The cleanest request names whether the file is needed for screening, sample approval, internal QA comparison, first purchase planning, or ongoing supplier qualification. That context helps avoid sending a file that does not answer the buyer's actual question.

For early screening, ask whether a TDS and representative COA path can be discussed. For sample or first purchase review, ask how documents connect to the material path under evaluation. This distinction keeps procurement, QA, and product development from treating unrelated files as if they represent the same grade.

Copy-ready RFQ brief

Details to include in the first message

A concise RFQ brief helps suppliers answer with usable technical and commercial context instead of a generic price line. Buyers can adapt this structure before requesting COA/TDS, samples, or first purchase support.

  • Product: Botanical Extracts
  • Target specification or grade: [fill in marker, ratio, extract type, or custom requirement]
  • Application: [capsule, tablet, powder blend, beverage, functional food, cosmetic, or other]
  • Review stage: [early screening, sample request, QA review, first purchase, or replenishment]
  • Documents requested: COA/TDS first; note any internal QA limits or additional files needed
  • Quantity and timing: [sample quantity, first order estimate, annual forecast if known, target date]
  • Destination and packing: [ship-to region, packing preference, warehouse or direct-shipment need]

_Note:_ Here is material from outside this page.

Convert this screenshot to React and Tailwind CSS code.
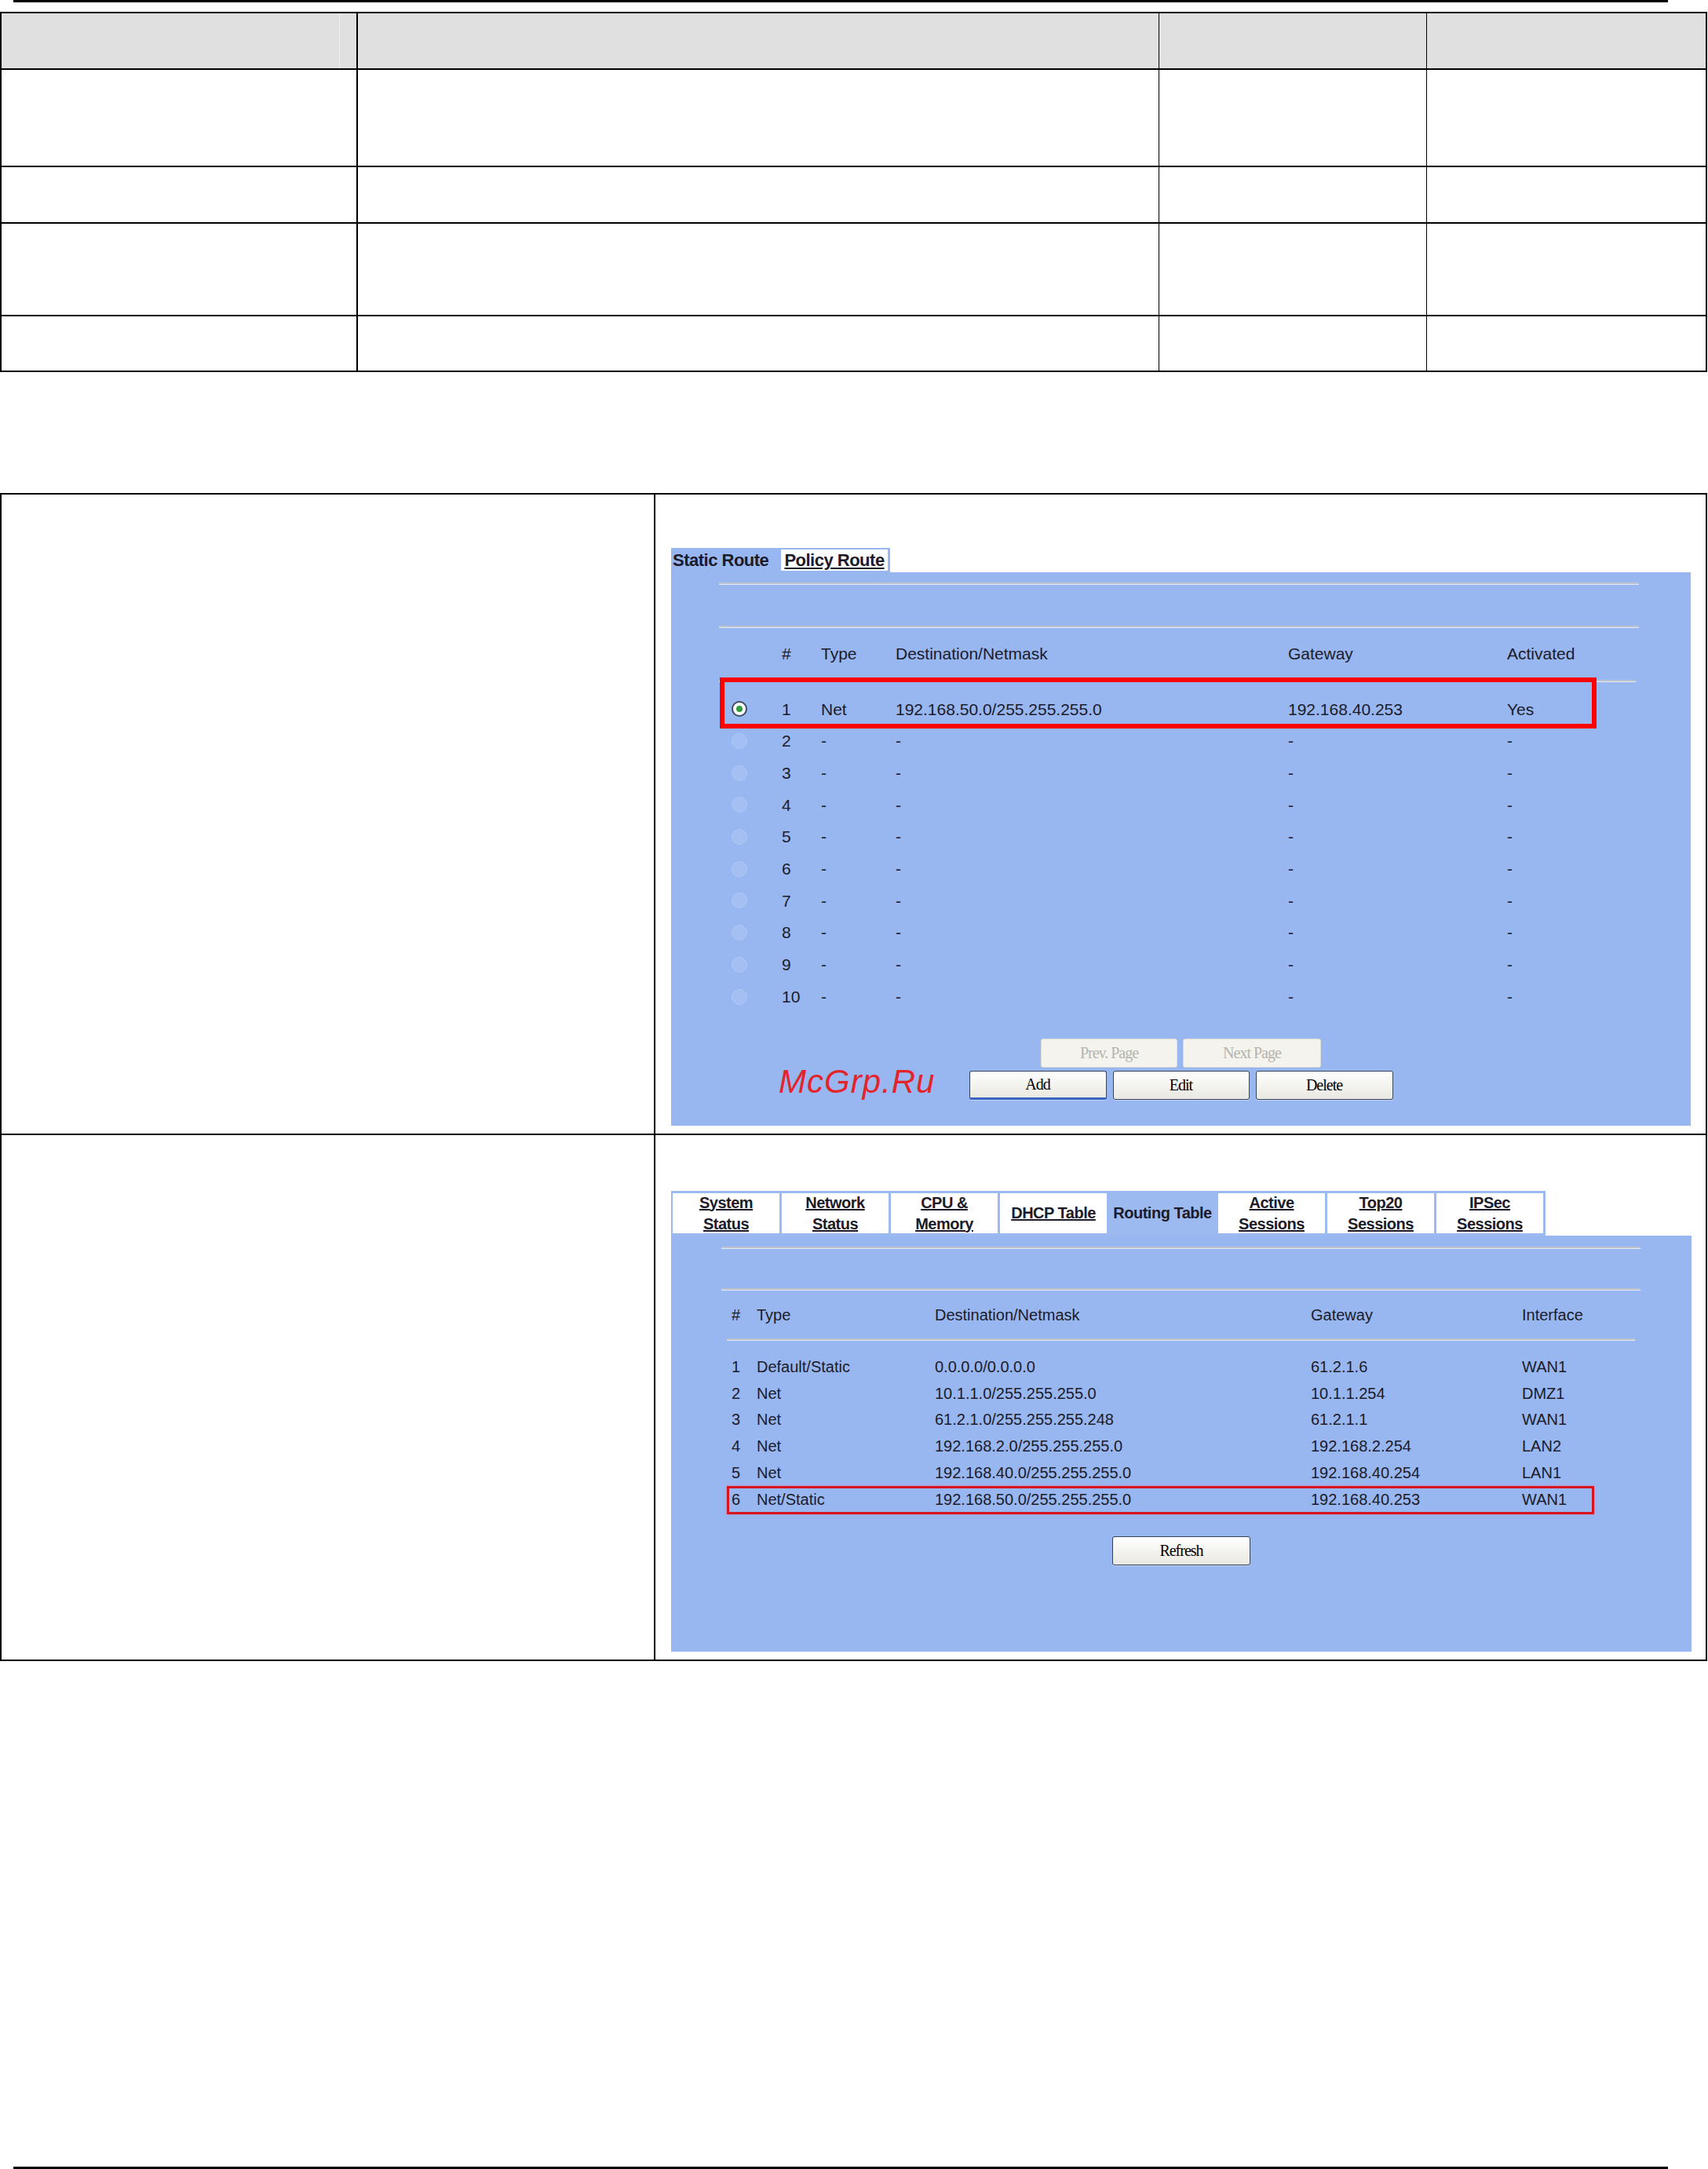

Supplier response benchmark

A strong supplier reply should not only quote a price. It should confirm the grade being discussed, explain the available specification path, identify the next document or sample step, and ask for any missing details that affect commercial fit. If the reply does not connect specification, sample, documents, MOQ, and lead time, the buyer may need another clarification round before the offer is usable.

How to use this note

Use this page before sending the first message and again when comparing supplier replies. The goal is not to overcomplicate the RFQ. The goal is to give the supplier enough context to answer like a technical sourcing partner: which grade fits, which documents can be routed, what sample path makes sense, and what commercial assumptions should be confirmed before a purchase order.

Risk control

Sourcing risks to resolve before sample review

Most delays happen because the buyer and supplier are not discussing the same grade, document stage, or application. Resolve these points early so samples and quotes arrive with usable context.

Common risks

  • Requesting only a COA when the team first needs a TDS to understand whether the grade is appropriate.
  • Treating a representative COA as if it confirms the exact future lot or shipment.
  • Comparing suppliers when one file describes a different grade, marker, carrier, or material path.
  • Sending COA/TDS requests without product application, sample stage, quantity, or destination.
  • Using document availability as a substitute for QA review of method language and specification limits.

Questions to ask supplier

  • Is this TDS for the same grade, marker, carrier, and application being quoted?
  • Is the COA representative, sample-specific, or tied to a lot or batch path?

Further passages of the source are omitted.